## [EXERCISE DETAILS]
Only the pictures are omitted; repeat all other data exactly.

## [STORED DATA]
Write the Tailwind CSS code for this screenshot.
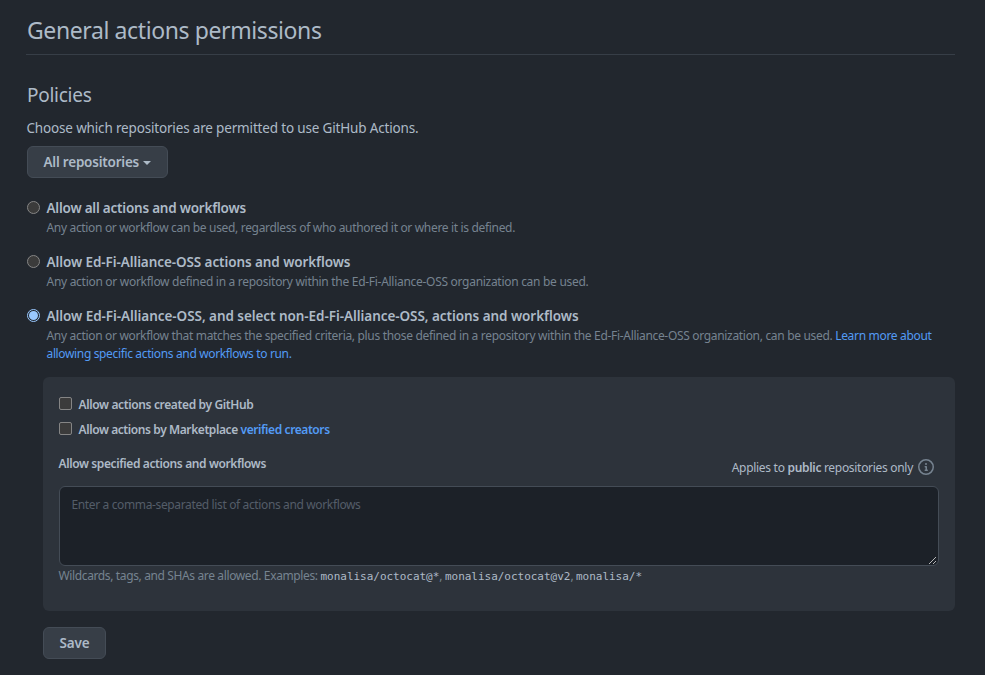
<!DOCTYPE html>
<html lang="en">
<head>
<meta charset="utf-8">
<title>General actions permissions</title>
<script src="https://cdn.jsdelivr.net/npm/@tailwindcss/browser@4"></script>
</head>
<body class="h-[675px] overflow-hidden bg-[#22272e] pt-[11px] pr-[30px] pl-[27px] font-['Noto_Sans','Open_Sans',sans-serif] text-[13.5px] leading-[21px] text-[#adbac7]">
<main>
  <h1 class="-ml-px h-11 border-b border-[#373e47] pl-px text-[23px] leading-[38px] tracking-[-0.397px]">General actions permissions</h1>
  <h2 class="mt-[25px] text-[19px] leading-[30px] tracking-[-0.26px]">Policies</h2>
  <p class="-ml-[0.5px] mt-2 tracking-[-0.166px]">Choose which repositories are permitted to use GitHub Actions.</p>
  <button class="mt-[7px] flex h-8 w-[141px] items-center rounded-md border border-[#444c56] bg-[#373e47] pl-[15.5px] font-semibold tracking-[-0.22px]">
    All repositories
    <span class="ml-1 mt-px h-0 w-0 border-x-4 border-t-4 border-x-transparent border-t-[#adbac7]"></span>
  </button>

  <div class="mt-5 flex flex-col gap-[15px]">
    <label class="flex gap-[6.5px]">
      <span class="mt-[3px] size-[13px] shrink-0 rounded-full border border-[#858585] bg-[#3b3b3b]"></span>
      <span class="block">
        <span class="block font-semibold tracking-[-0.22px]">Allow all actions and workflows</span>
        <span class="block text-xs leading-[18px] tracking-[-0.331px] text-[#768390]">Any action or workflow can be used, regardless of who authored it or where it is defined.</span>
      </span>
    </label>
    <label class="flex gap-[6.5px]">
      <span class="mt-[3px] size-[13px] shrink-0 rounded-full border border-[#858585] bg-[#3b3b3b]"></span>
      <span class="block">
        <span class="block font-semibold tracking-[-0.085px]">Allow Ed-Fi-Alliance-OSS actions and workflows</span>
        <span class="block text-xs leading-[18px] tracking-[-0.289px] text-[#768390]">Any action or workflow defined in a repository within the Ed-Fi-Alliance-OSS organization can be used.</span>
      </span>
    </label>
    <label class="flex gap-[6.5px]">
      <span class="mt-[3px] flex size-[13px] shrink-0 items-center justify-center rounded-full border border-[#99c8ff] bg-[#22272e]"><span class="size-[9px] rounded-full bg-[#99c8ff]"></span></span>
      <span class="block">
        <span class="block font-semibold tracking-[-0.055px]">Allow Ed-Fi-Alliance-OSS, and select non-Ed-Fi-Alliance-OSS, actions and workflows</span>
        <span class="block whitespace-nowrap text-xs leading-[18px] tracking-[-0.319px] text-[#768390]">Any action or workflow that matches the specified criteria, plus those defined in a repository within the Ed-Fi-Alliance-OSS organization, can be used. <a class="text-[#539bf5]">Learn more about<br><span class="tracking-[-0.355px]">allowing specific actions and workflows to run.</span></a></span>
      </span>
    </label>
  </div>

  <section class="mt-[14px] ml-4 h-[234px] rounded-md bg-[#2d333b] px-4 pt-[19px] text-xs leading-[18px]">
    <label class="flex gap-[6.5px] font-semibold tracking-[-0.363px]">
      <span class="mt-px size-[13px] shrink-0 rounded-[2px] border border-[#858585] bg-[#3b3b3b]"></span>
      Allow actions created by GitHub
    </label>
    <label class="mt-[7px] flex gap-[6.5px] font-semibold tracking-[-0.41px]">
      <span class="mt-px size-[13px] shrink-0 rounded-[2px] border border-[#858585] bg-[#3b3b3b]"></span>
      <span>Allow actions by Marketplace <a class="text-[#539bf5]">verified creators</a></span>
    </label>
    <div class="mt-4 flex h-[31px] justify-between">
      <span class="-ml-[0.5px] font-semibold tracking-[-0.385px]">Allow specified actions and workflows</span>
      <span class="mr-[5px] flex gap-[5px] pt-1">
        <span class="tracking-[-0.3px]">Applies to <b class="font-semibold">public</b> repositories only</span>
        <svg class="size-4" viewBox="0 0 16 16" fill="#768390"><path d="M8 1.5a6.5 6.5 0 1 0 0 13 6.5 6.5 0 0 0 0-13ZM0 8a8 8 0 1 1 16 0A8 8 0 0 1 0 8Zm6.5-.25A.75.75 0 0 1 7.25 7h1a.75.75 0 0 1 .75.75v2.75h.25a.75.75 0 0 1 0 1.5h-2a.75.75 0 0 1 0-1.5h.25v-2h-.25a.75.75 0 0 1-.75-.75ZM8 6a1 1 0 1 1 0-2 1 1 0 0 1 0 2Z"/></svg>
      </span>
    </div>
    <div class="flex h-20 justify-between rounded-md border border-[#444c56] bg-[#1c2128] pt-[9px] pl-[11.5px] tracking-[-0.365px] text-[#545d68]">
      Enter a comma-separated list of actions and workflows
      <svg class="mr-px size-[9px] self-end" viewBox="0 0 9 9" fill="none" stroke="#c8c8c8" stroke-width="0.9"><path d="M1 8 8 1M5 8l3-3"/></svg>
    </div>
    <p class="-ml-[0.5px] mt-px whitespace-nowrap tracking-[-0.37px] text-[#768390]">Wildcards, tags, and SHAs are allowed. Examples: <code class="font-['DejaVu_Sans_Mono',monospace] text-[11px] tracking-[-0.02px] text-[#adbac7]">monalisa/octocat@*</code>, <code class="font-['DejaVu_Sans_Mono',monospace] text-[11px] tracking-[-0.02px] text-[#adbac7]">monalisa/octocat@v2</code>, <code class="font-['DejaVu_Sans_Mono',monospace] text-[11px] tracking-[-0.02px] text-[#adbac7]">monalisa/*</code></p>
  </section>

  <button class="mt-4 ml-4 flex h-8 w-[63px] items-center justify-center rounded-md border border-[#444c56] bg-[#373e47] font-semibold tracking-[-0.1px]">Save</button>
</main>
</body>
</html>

## [EXPECTED ANSWER]
Write the Tailwind CSS code for this screenshot.
<!DOCTYPE html>
<html lang="en">
<head>
<meta charset="utf-8">
<title>General actions permissions</title>
<script src="https://cdn.jsdelivr.net/npm/@tailwindcss/browser@4"></script>
</head>
<body class="h-[675px] overflow-hidden bg-[#22272e] pt-[11px] pr-[30px] pl-[27px] font-['Noto_Sans','Open_Sans',sans-serif] text-[13.5px] leading-[21px] text-[#adbac7]">
<main>
  <h1 class="-ml-px h-11 border-b border-[#373e47] pl-px text-[23px] leading-[38px] tracking-[-0.397px]">General actions permissions</h1>
  <h2 class="mt-[25px] text-[19px] leading-[30px] tracking-[-0.26px]">Policies</h2>
  <p class="-ml-[0.5px] mt-2 tracking-[-0.166px]">Choose which repositories are permitted to use GitHub Actions.</p>
  <button class="mt-[7px] flex h-8 w-[141px] items-center rounded-md border border-[#444c56] bg-[#373e47] pl-[15.5px] font-semibold tracking-[-0.22px]">
    All repositories
    <span class="ml-1 mt-px h-0 w-0 border-x-4 border-t-4 border-x-transparent border-t-[#adbac7]"></span>
  </button>

  <div class="mt-5 flex flex-col gap-[15px]">
    <label class="flex gap-[6.5px]">
      <span class="mt-[3px] size-[13px] shrink-0 rounded-full border border-[#858585] bg-[#3b3b3b]"></span>
      <span class="block">
        <span class="block font-semibold tracking-[-0.22px]">Allow all actions and workflows</span>
        <span class="block text-xs leading-[18px] tracking-[-0.331px] text-[#768390]">Any action or workflow can be used, regardless of who authored it or where it is defined.</span>
      </span>
    </label>
    <label class="flex gap-[6.5px]">
      <span class="mt-[3px] size-[13px] shrink-0 rounded-full border border-[#858585] bg-[#3b3b3b]"></span>
      <span class="block">
        <span class="block font-semibold tracking-[-0.085px]">Allow Ed-Fi-Alliance-OSS actions and workflows</span>
        <span class="block text-xs leading-[18px] tracking-[-0.289px] text-[#768390]">Any action or workflow defined in a repository within the Ed-Fi-Alliance-OSS organization can be used.</span>
      </span>
    </label>
    <label class="flex gap-[6.5px]">
      <span class="mt-[3px] flex size-[13px] shrink-0 items-center justify-center rounded-full border border-[#99c8ff] bg-[#22272e]"><span class="size-[9px] rounded-full bg-[#99c8ff]"></span></span>
      <span class="block">
        <span class="block font-semibold tracking-[-0.055px]">Allow Ed-Fi-Alliance-OSS, and select non-Ed-Fi-Alliance-OSS, actions and workflows</span>
        <span class="block whitespace-nowrap text-xs leading-[18px] tracking-[-0.319px] text-[#768390]">Any action or workflow that matches the specified criteria, plus those defined in a repository within the Ed-Fi-Alliance-OSS organization, can be used. <a class="text-[#539bf5]">Learn more about<br><span class="tracking-[-0.355px]">allowing specific actions and workflows to run.</span></a></span>
      </span>
    </label>
  </div>

  <section class="mt-[14px] ml-4 h-[234px] rounded-md bg-[#2d333b] px-4 pt-[19px] text-xs leading-[18px]">
    <label class="flex gap-[6.5px] font-semibold tracking-[-0.363px]">
      <span class="mt-px size-[13px] shrink-0 rounded-[2px] border border-[#858585] bg-[#3b3b3b]"></span>
      Allow actions created by GitHub
    </label>
    <label class="mt-[7px] flex gap-[6.5px] font-semibold tracking-[-0.41px]">
      <span class="mt-px size-[13px] shrink-0 rounded-[2px] border border-[#858585] bg-[#3b3b3b]"></span>
      <span>Allow actions by Marketplace <a class="text-[#539bf5]">verified creators</a></span>
    </label>
    <div class="mt-4 flex h-[31px] justify-between">
      <span class="-ml-[0.5px] font-semibold tracking-[-0.385px]">Allow specified actions and workflows</span>
      <span class="mr-[5px] flex gap-[5px] pt-1">
        <span class="tracking-[-0.3px]">Applies to <b class="font-semibold">public</b> repositories only</span>
        <svg class="size-4" viewBox="0 0 16 16" fill="#768390"><path d="M8 1.5a6.5 6.5 0 1 0 0 13 6.5 6.5 0 0 0 0-13ZM0 8a8 8 0 1 1 16 0A8 8 0 0 1 0 8Zm6.5-.25A.75.75 0 0 1 7.25 7h1a.75.75 0 0 1 .75.75v2.75h.25a.75.75 0 0 1 0 1.5h-2a.75.75 0 0 1 0-1.5h.25v-2h-.25a.75.75 0 0 1-.75-.75ZM8 6a1 1 0 1 1 0-2 1 1 0 0 1 0 2Z"/></svg>
      </span>
    </div>
    <div class="flex h-20 justify-between rounded-md border border-[#444c56] bg-[#1c2128] pt-[9px] pl-[11.5px] tracking-[-0.365px] text-[#545d68]">
      Enter a comma-separated list of actions and workflows
      <svg class="mr-px size-[9px] self-end" viewBox="0 0 9 9" fill="none" stroke="#c8c8c8" stroke-width="0.9"><path d="M1 8 8 1M5 8l3-3"/></svg>
    </div>
    <p class="-ml-[0.5px] mt-px whitespace-nowrap tracking-[-0.37px] text-[#768390]">Wildcards, tags, and SHAs are allowed. Examples: <code class="font-['DejaVu_Sans_Mono',monospace] text-[11px] tracking-[-0.02px] text-[#adbac7]">monalisa/octocat@*</code>, <code class="font-['DejaVu_Sans_Mono',monospace] text-[11px] tracking-[-0.02px] text-[#adbac7]">monalisa/octocat@v2</code>, <code class="font-['DejaVu_Sans_Mono',monospace] text-[11px] tracking-[-0.02px] text-[#adbac7]">monalisa/*</code></p>
  </section>

  <button class="mt-4 ml-4 flex h-8 w-[63px] items-center justify-center rounded-md border border-[#444c56] bg-[#373e47] font-semibold tracking-[-0.1px]">Save</button>
</main>
</body>
</html>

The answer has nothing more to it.